O mundo, os mercados, o Brasil ainda estão digerindo o resultado das eleições americanas e a vitória de Donald Trump. Sem visão clara sobre os ocupantes dos principais cargos – sabemos apenas que Reince Priebus, chairman do comitê republicano, e Steve Bannon, ex-Goldman Sachs e chairman da ultra-conservadora empresa de comunicação Breitbart News, serão seus assessores mais próximos –, há muita especulação. Contudo, a despeito de como se formará a administração Trump e de quais serão os seus rumos econômicos, algo parece certo: não há qualquer cenário que beneficie o Brasil.
Tomemos o enredo que os mercados internacionais abraçaram nos últimos dias. Segundo a trama, Trump haverá de modular consideravelmente a retórica de campanha, sobretudo na área comercial. De acordo com essa visão, o protecionismo será moderado – Trump não sairá por aí rasgando acordos comerciais nem solapando tarifas proibitivas em alguns de seus principais parceiros comerciais. Moderada, também, será a política de imigração – saem de cena as deportações em massa, cedendo lugar à extradição de ilegais que tenham cometido crimes em solo americano.
As primeiras declarações de Trump e de Paul Ryan, porta-voz da Câmara, corroboram a tese de que a imigração será tratada de forma mais suave do que os brados de campanha. A ver. Sem tanto protecionismo e com um política de imigração mais moderada, sobram os efeitos da gigantesca expansão fiscal pretendida. Os esboços de Trump na área fiscal sugerem redução expressiva dos impostos corporativos e aumento igualmente expressivo dos gastos, sobretudo na área de infraestrutura. Com Congresso inteiramente republicano, é provável que o presidente eleito consiga levar tais planos a cabo, ainda que em magnitude inferior aos 6% do PIB pretendidos.
O cenário de maciça expansão fiscal condiz com inflação em alta mais acelerada do que se supunha há poucos meses. Portanto, o caminho para a alta de juros promovida pelo Fed seria bem diferente daquele que se delineara. Menos gradualismo no aperto, mais altas pela frente. É esse o principal motivo para que se tenha visto no Brasil, e em outros mercados emergentes, aguda reprecificação de risco, com desvalorizações abruptas e esfriamento da euforia reinante. Caso esse quadro se concretize, poucas dúvidas restam de que o Banco Central brasileiro não terá espaço para promover a queda de juros que os mercados e, sobretudo, as empresas e as famílias brasileiras esperavam.
Poder-se-ia dizer, inclusive, que o BC perdeu o timing – talvez tivesse sido melhor promover a redução mais acentuada dos juros na esteira da euforia que inaugurou o governo Temer e que agora se apaga nem tão lentamente.
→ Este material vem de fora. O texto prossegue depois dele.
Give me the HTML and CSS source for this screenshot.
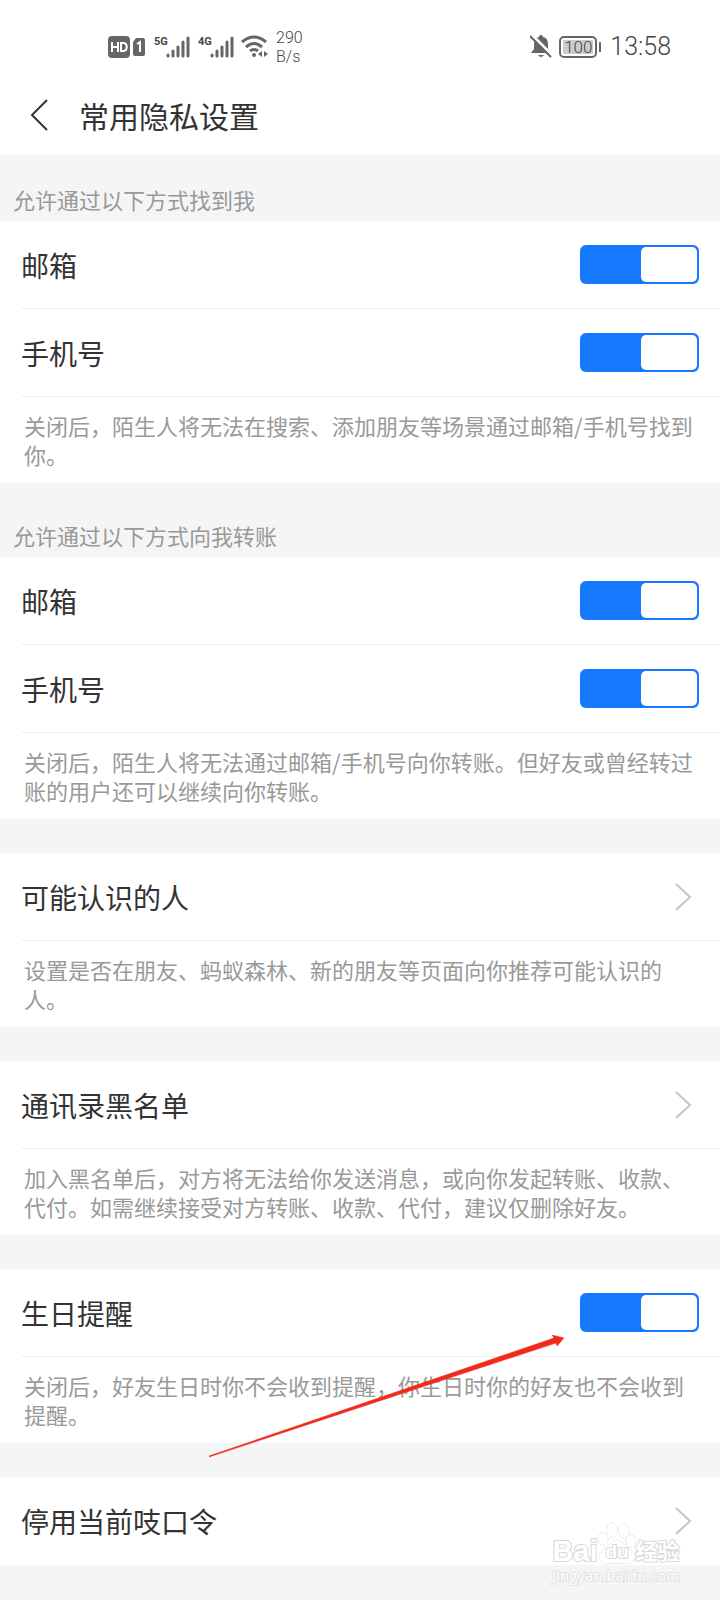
FILE: index.html
```html
<!DOCTYPE html>
<html lang="zh-CN">

<head>
  <meta charset="UTF-8">
  <meta name="viewport" content="width=device-width, initial-scale=1.0">
  <title>常用隐私设置</title>
  <link rel="stylesheet" href="styles.css">
</head>

<body>
  <div class="page">
    <div class="status-bar">
      <div class="status-left">
        <svg class="icon-hd" width="38" height="22" viewBox="0 0 38 22">
          <rect x="0" y="0" width="22" height="22" rx="4" fill="#666" />
          <path d="M4 6v10M10 6v10M4 11h6M13 7v8h2c5 0 5-8 0-8z" fill="none" stroke="#fff" stroke-width="2" />
          <path d="M28 2h7q2 0 2 2v14q0 2-2 2h-8q-2 0-2-2V6z" fill="#666" />
          <path d="M29 8l3-2v10" fill="none" stroke="#fff" stroke-width="2" />
        </svg>
        <div class="signal">
          <span class="net">5G</span>
          <svg width="24" height="22" viewBox="0 0 24 22">
            <path d="M2 19v1M7 15v5M12 11v9M17 6v14M22 2v18" stroke="#666" stroke-width="3" stroke-linecap="round" />
          </svg>
        </div>
        <div class="signal">
          <span class="net">4G</span>
          <svg width="24" height="22" viewBox="0 0 24 22">
            <path d="M2 19v1M7 15v5M12 11v9M17 6v14M22 2v18" stroke="#666" stroke-width="3" stroke-linecap="round" />
          </svg>
        </div>
        <svg class="icon-wifi" width="27" height="23" viewBox="0 0 27 23">
          <path d="M1 7q12-10 24 0M5 12q8-7 16 0M9 16q4-3 8 0" fill="none" stroke="#666" stroke-width="3" />
          <circle cx="13" cy="20" r="2" fill="#666" />
          <path d="M21 16v6l-4-3zM23 16v6l4-3z" fill="#666" />
        </svg>
        <div class="speed">290<br>B/s</div>
      </div>
      <div class="status-right">
        <svg width="22" height="24" viewBox="0 0 22 24">
          <path d="M1 18l3-4v-5q0-6 5-7 0-2 2-2t2 2q5 1 5 7v5l3 4z" fill="#666" />
          <path d="M8 20h6q-3 4-6 0z" fill="#666" />
          <path d="M2 0l21 21" stroke="#fff" stroke-width="3" />
          <path d="M0 1l21 21" stroke="#666" stroke-width="2" />
        </svg>
        <div class="battery"><span>100</span></div>
        <span class="time">13:58</span>
      </div>
    </div>

    <header class="header">
      <button class="back" aria-label="返回">
        <svg width="20" height="34" viewBox="0 0 20 34">
          <path d="M18 2L3 17l15 15" fill="none" stroke="#333" stroke-width="2" />
        </svg>
      </button>
      <h1>常用隐私设置</h1>
    </header>

    <main>
      <h2 class="group-title first">允许通过以下方式找到我</h2>
      <section class="card">
        <div class="row">
          <label for="find-mail">邮箱</label>
          <input class="switch" type="checkbox" id="find-mail" checked>
        </div>
        <div class="row">
          <label for="find-phone">手机号</label>
          <input class="switch" type="checkbox" id="find-phone" checked>
        </div>
        <p class="note">关闭后，陌生人将无法在搜索、添加朋友等场景通过邮箱/手机号找到你。</p>
      </section>

      <h2 class="group-title">允许通过以下方式向我转账</h2>
      <section class="card">
        <div class="row">
          <label for="pay-mail">邮箱</label>
          <input class="switch" type="checkbox" id="pay-mail" checked>
        </div>
        <div class="row">
          <label for="pay-phone">手机号</label>
          <input class="switch" type="checkbox" id="pay-phone" checked>
        </div>
        <p class="note">关闭后，陌生人将无法通过邮箱/手机号向你转账。但好友或曾经转过账的用户还可以继续向你转账。</p>
      </section>

      <section class="card gap">
        <a class="row link" href="#">
          可能认识的人
          <svg width="18" height="30" viewBox="0 0 18 30">
            <path d="M2 2l14 13L2 28" fill="none" stroke="#c4c4c4" stroke-width="2" />
          </svg>
        </a>
        <p class="note">设置是否在朋友、蚂蚁森林、新的朋友等页面向你推荐可能认识的人。</p>
      </section>

      <section class="card gap">
        <a class="row link" href="#">
          通讯录黑名单
          <svg width="18" height="30" viewBox="0 0 18 30">
            <path d="M2 2l14 13L2 28" fill="none" stroke="#c4c4c4" stroke-width="2" />
          </svg>
        </a>
        <p class="note">加入黑名单后，对方将无法给你发送消息，或向你发起转账、收款、代付。如需继续接受对方转账、收款、代付，建议仅删除好友。</p>
      </section>

      <section class="card gap">
        <div class="row">
          <label for="birthday">生日提醒</label>
          <input class="switch" type="checkbox" id="birthday" checked>
        </div>
        <p class="note">关闭后，好友生日时你不会收到提醒，你生日时你的好友也不会收到提醒。</p>
        <svg class="arrow" width="356" height="124" viewBox="0 0 356 124">
          <path d="M0 121L345 3l-2-3 12 3-7 8-1-3L0 122z" fill="#f02a1c" stroke="#f02a1c" stroke-width=".5" />
        </svg>
      </section>

      <section class="card gap">
        <a class="row link" href="#">
          停用当前吱口令
          <svg width="18" height="30" viewBox="0 0 18 30">
            <path d="M2 2l14 13L2 28" fill="none" stroke="#c4c4c4" stroke-width="2" />
          </svg>
        </a>
      </section>
    </main>

    <div class="watermark">
      <div class="mark-logo">
        <span class="mark-bai">Bai</span>
        <div class="paw">
          <svg width="38" height="42" viewBox="0 0 38 42">
            <g fill="#fff" stroke="#d8d8d8">
              <ellipse cx="5" cy="16" rx="5" ry="6" />
              <ellipse cx="14" cy="7" rx="5" ry="7" />
              <ellipse cx="26" cy="8" rx="5" ry="7" />
              <ellipse cx="33" cy="18" rx="5" ry="6" />
              <path d="M19 17c-5 0-7 5-11 8-6 4-8 7-6 11 3 7 10 4 17 4s14 3 17-4c2-4 0-7-6-11-4-3-6-8-11-8z" />
            </g>
          </svg>
          <span class="mark-du">du</span>
        </div>
        <span class="mark-cn">经验</span>
      </div>
      <div class="mark-url">jingyan.baidu.com</div>
    </div>
  </div>
</body>

</html>
```
FILE: styles.css
```css
* {
  margin: 0;
  padding: 0;
  box-sizing: border-box;
}

body {
  background-color: #f5f5f5;
  font-family: "Noto Sans CJK SC", sans-serif;
  color: #333;
}

svg {
  display: block;
  flex: none;
}

.page {
  position: relative;
  min-height: 100vh;
}

/* 状态栏 */
.status-bar {
  display: flex;
  justify-content: space-between;
  height: 77px;
  padding: 16px 49px 0 108px;
  background-color: #fff;
  font-family: Roboto, sans-serif;
  font-weight: 300;
  color: #444;
}

.status-left,
.status-right {
  display: flex;
  align-items: center;
}

.signal {
  display: flex;
  margin-left: 8px;
}

.net {
  width: 12px;
  font-size: 11px;
  font-weight: bold;
  line-height: 12px;
}

.icon-wifi {
  margin-left: 7px;
}

.speed {
  margin-left: 8px;
  font-size: 16px;
  line-height: 19px;
}

.battery {
  position: relative;
  width: 38px;
  height: 22px;
  margin: 0 13px 0 7px;
  padding: 2px;
  border: 2px solid #666;
  border-radius: 5px;
}

.battery span {
  display: block;
  background-color: #ccc;
  font-size: 17px;
  line-height: 14px;
  text-align: center;
}

.battery::after {
  content: "";
  position: absolute;
  top: 4px;
  right: -6px;
  width: 2px;
  height: 10px;
  background-color: #666;
}

.time {
  font-size: 25px;
}

/* 标题 */
.header {
  display: flex;
  align-items: center;
  height: 78px;
  padding: 0 29px 3px;
  background-color: #fff;
}

.back {
  margin-right: 30px;
  border: none;
  background: none;
}

.header h1 {
  font-size: 30px;
  font-weight: normal;
}

.group-title {
  padding: 37px 13px 7px;
  font-size: 22px;
  font-weight: normal;
  line-height: 30px;
  color: #999;
}

.group-title.first {
  padding-top: 29px;
}

/* 设置项 */
.card {
  position: relative;
  background-color: #fff;
}

.gap {
  margin-top: 34px;
}

.row {
  display: flex;
  align-items: center;
  justify-content: space-between;
  height: 88px;
  margin-left: 21px;
  padding-right: 21px;
  border-bottom: 1px solid #f0f0f0;
  font-size: 28px;
  color: #333;
  text-decoration: none;
}

.row:last-child {
  border-bottom: none;
}

.link {
  padding-right: 28px;
}

.switch {
  display: flex;
  width: 119px;
  height: 39px;
  padding: 2px;
  border-radius: 6px;
  background-color: #ccc;
  appearance: none;
}

.switch::before {
  content: "";
  width: 56px;
  border-radius: 5px;
  background-color: #fff;
}

.switch:checked {
  justify-content: flex-end;
  background-color: #1677ff;
}

.note {
  padding: 14px 20px 14px 24px;
  font-size: 22px;
  line-height: 29px;
  color: #999;
}

.arrow {
  position: absolute;
  top: 66px;
  left: 209px;
}

/* 水印 */
.watermark {
  position: absolute;
  right: 40px;
  bottom: 15px;
  font-family: "Liberation Sans", "Noto Sans CJK SC", sans-serif;
  color: #fff;
}

.mark-logo {
  display: flex;
  align-items: flex-end;
  font-weight: bold;
  -webkit-text-stroke: 2px #d8d8d8;
  paint-order: stroke fill;
}

.mark-bai {
  font-size: 29px;
  line-height: 28px;
}

.paw {
  position: relative;
}

.paw svg {
  overflow: visible;
}

.mark-du {
  position: absolute;
  bottom: 3px;
  left: 8px;
  font-size: 19px;
  line-height: 20px;
}

.mark-cn {
  font-size: 22px;
  line-height: 26px;
}

.mark-url {
  font-family: "Open Sans", sans-serif;
  font-size: 15px;
  line-height: 20px;
  text-align: right;
  -webkit-text-stroke: 2px #e2e2e2;
  paint-order: stroke fill;
}
```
As previsões de crescimento já foram revistas para baixo pelo próprio governo – não mais do que 1% em 2017.
O segundo cenário, hoje tão provável quanto o dos mercados, é que Trump seja mais protecionista, faça sua expansão fiscal e, além de tudo isso, continue a ser o provocateur da campanha. Mais protecionista não significa rasgar acordos, mas significa retórica aguerrida que acirre os riscos geopolíticos e, sobretudo, a incerteza.
Daqui para frente, afinal, são suas palavras que ditarão os rumos dos mercados, mais do que as de Janet Yellen ou de qualquer outra autoridade. Trata-se da política sobrepondo-se à economia, como temos visto nesse nosso Brasil encalhado. Como nos revela nossa própria experiência recente, quando a política se impõe dessa maneira perversa, as “melhores intenções” não produzem os melhores resultados – paira a incerteza. Em ambiente assim, é possível vislumbrar os EUA crescendo pouco, mas com mais inflação.
Dito de outro modo, dá para imaginar cenário de semiestagflação. Esse quadro não propele a economia mundial e, de quebra, desarranja ainda mais os países emergentes, já que o Fed terá de elevar os juros mais rapidamente do mesmo modo.
Não falei do cenário em que Trump faz tudo o que prometeu – faltou espaço. Em uma palavra? Catástrofe.
Portanto, assim estamos. Entre Trumps e Brazumps, nosso futuro acaba de ficar bem mais obscuro.